Researchers Richard Staelin from Duke University's Fuqua School of Business and Kathryn M. Sharpe at the University of Virginia's Darden School of Business studied consumers' purchase patterns and eating behavior when presented with bundled and á la carte options from fast food menus. They found that most diners don't realize they end up eating larger amounts of unhealthy food when they order combination menu items.
Sharpe's and Staelin's findings, published in the fall issue of the Journal of Public Policy & Marketing, indicate consumers respond positively to the perceived cost savings and the simplified ordering process of a value meal versus á la carte options. The research found this occurs even when there is no cost savings associated with choosing the combo meal.
"The perceived value of a bundled meal encourages consumers to super-size their orders," Staelin said. "Our study found 26 percent of participants increased the size of the meal bundle when given the combo meal option, consuming more than 100 additional calories per meal compared to a la carte menu items at the same prices."
Staelin and Sharpe believe policy options, such as a tax on soft drinks and other foods, will not induce consumers to substantially reduce their consumption of unhealthy foods.

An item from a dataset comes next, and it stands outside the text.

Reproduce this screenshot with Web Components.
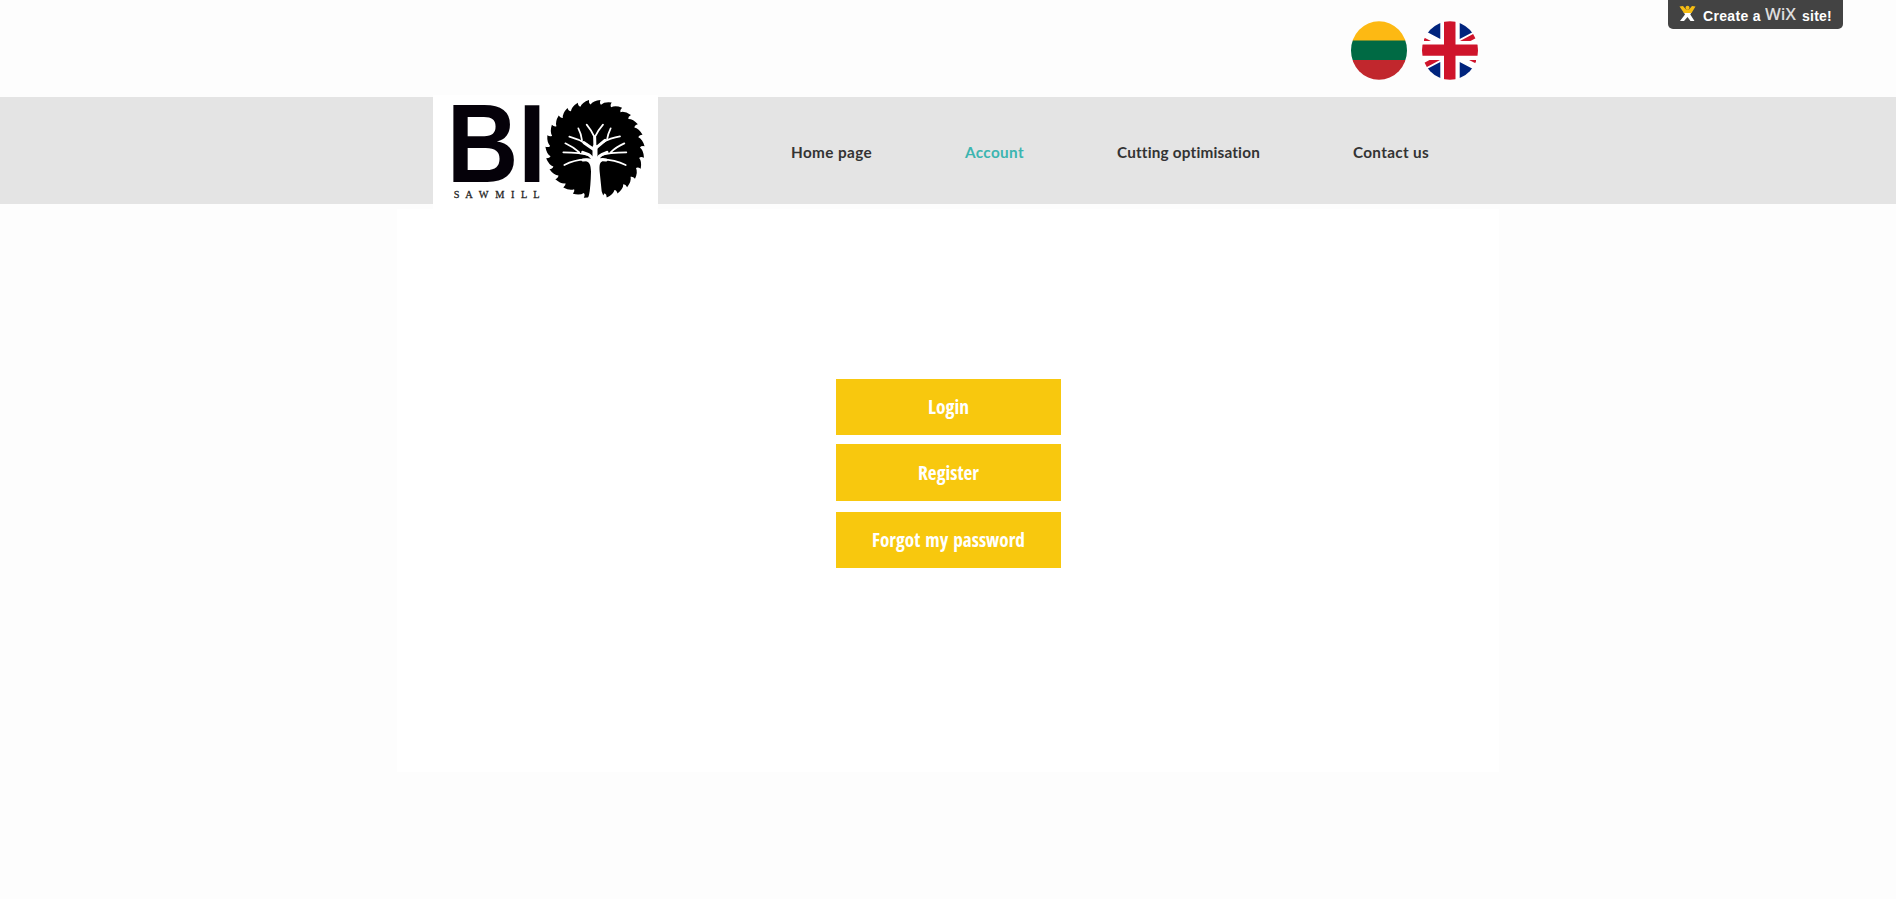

The researchers recommend implementing size standards and reducing drink and side-item portion sizes within the combo meal option, which will decrease calorie consumption.
The research surveyed 215 U.S. adults over the age of 21 who indicated they ate at a fast-food restaurant at least once a month. Participants were selected from a demographically diverse sample of the U.S. population. The study first asked participants to imagine they were traveling on a cross-country road trip and stopping at nine different fast-food outlets; for each hypothetical outlet, participants viewed pictures of the types of menu items they could choose (entrees, drinks and fries) and were shown the amount they would have spent on their selected meals. In addition to the imaginary road trip, participants were offered further meal choices with varying portion sizes and item combinations for a total of 33 meal selections for each participant.
Details of the research are available in the Journal of Public Policy and Marketing.